The cost of passing a struct is proportional to its size. If the struct is smaller than a reference or the same size as a reference then passing its value will have the same cost as passing a reference.
If not, then you are correct; copying the struct might be more expensive than copying the reference. That's why the design guidelines say to keep a struct small.
(Note that when you call a method on a struct, the "this" is actually passed as a reference to the variable that contains the struct value; that's how you can write a mutable struct.)
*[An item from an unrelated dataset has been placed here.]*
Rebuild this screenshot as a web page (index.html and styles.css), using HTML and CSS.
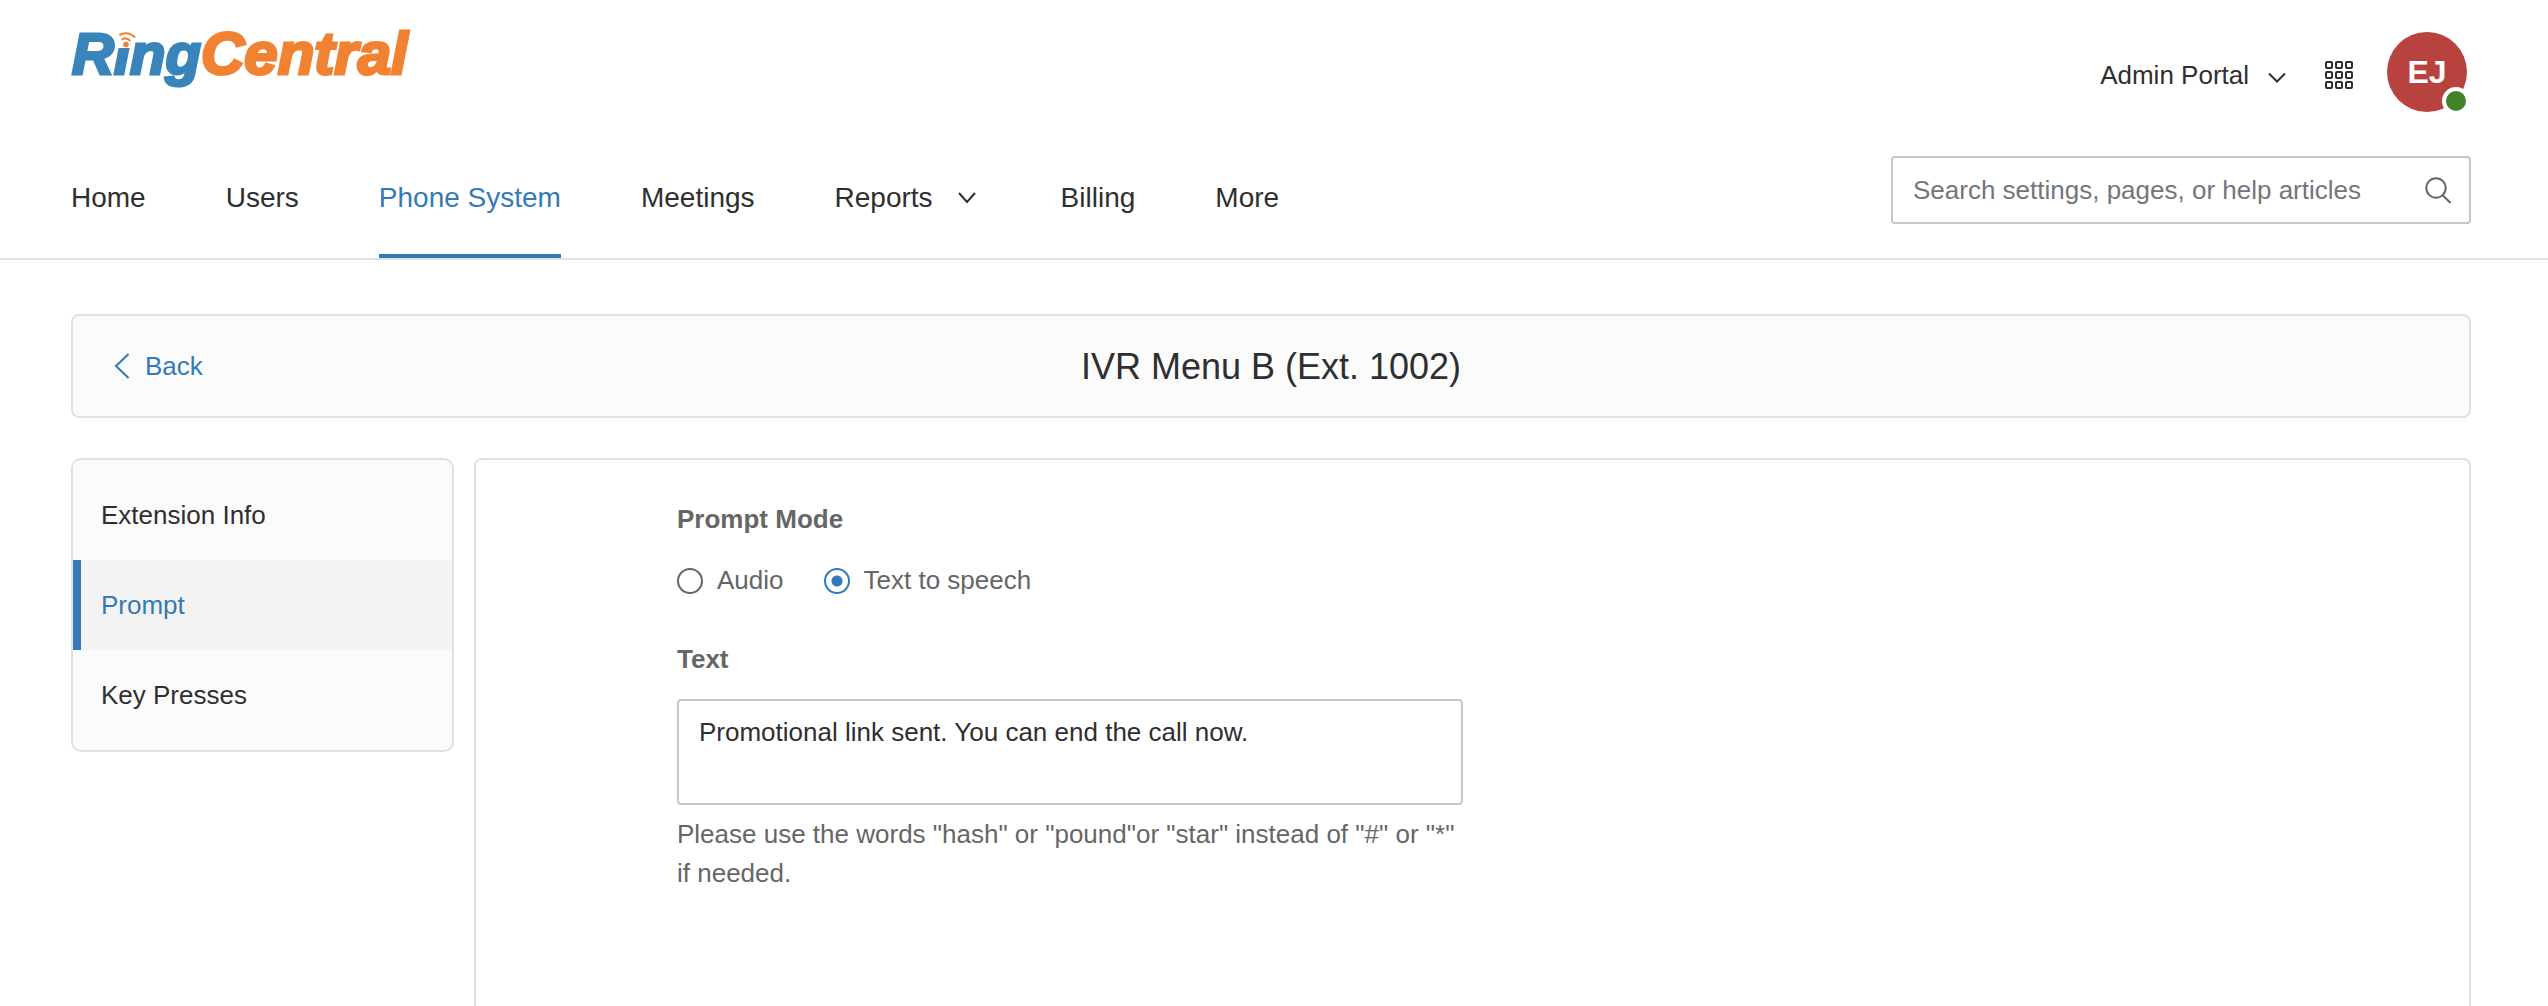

There are potential performance gains when using structs, but as you correctly point out, there are potential performance losses as well. Structs are cheap (in both memory and time) to allocate and cheap to deallocate (in time), and cheap to copy if they are small. References are slightly more expensive in both memory and time to allocate, more expensive to deallocate, and cheap to copy. If you have a large number of small structs -- say, a million Point structs -- then it will be cheaper to allocate and deallocate an array with a million structs in it than an array with a million references to a million instances of a Point class.
But if the struct is big, then all that additional copying might be more expensive than the benefit you get from the more efficient allocation and deallocation. You have to look at the whole picture when doing performance analysis; don't make the "struct vs class" decision on the basis of performance without empirical data to back up that decision.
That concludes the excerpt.